The Perivoli Foundation
- Formation: 2022/04/09
- Purpose: To transform Sub-Saharan Africa through scalable, science-based interventions in early childhood education and sustainable agriculture.
- Headquarters: United Kingdom
- Founder: James Alexandroff OBE
- Website: https://perivolifoundation.com/

= The Perivoli Foundation =

The Perivoli Foundation is a UK-registered charitable foundation established in 2020. It supports programs in early-years education in sub-Saharan Africa and environmental initiatives focused on rangeland restoration and climate research.

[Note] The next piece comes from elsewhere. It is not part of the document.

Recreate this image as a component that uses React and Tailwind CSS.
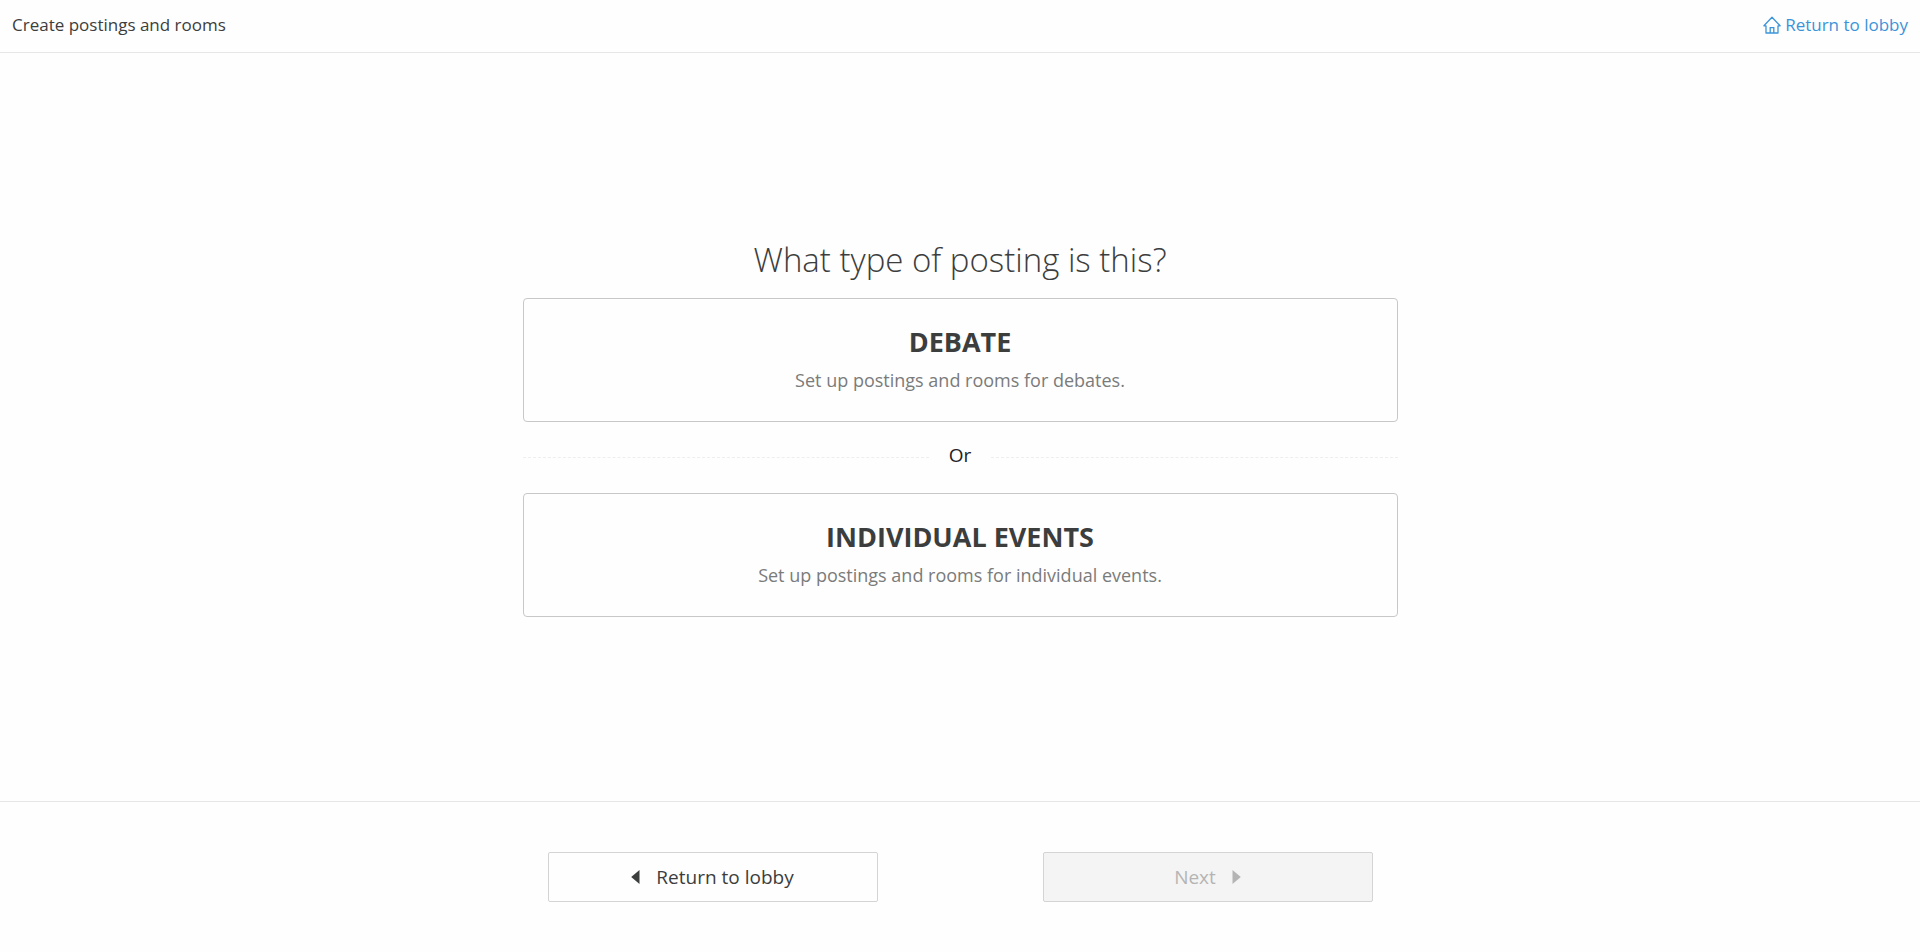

== Programmes & Focus Areas ==
The Foundation conducts grant-making and supportive initiatives across several fields.

Early Years Education

The Perivoli Schools Trust focuses on supporting nursery education in Sub-Saharan Africa by training pre-school teachers using low-cost, recyclable materials. The programme has been featured by Africa.com and other outlets describing its scale and training model.

Environmental Projects

The Perivoli Rangeland Institute, headquartered in Namibia, supports research and pilot projects on restoring bush-encroached rangeland, training farmers, and assessing implications for soil organic carbon and biodiversity. PRI's work has been reported in Namibian media and referenced in technical studies commissioned by development agencies.

Academic Research

The Perivoli Africa Research Centre (PARC) at the University of Bristol was established in 2019, and funded by the foundation, it aims to build more balanced research partnerships between universities in the UK and Africa.

Entrepreneurship Support

Perivoli Innovations invests in early-stage businesses, with a focus on addressing climate change, health, social inclusion and productivity enhancement. Profits from these positive impact investments go to the Perivoli Foundation.

== History ==
James Alexandroff OBE created The Perivoli Foundation in 2020. It is predominantly funded by The Perivoli Trust, created in 2000 when Alexandroff gifted it his ownership of Arisaig Partners, an emerging market fund management company he co-founded in Singapore four years earlier. Alexandroff received The University of Bristol Award for Transformative Philanthropy in 2022 and was awarded an OBE for his work on education in Africa in 2023.

== Governance ==
The Perivoli Foundation trustees are James Alexandroff, Hugh Grootenhuis and Barry McCorkell.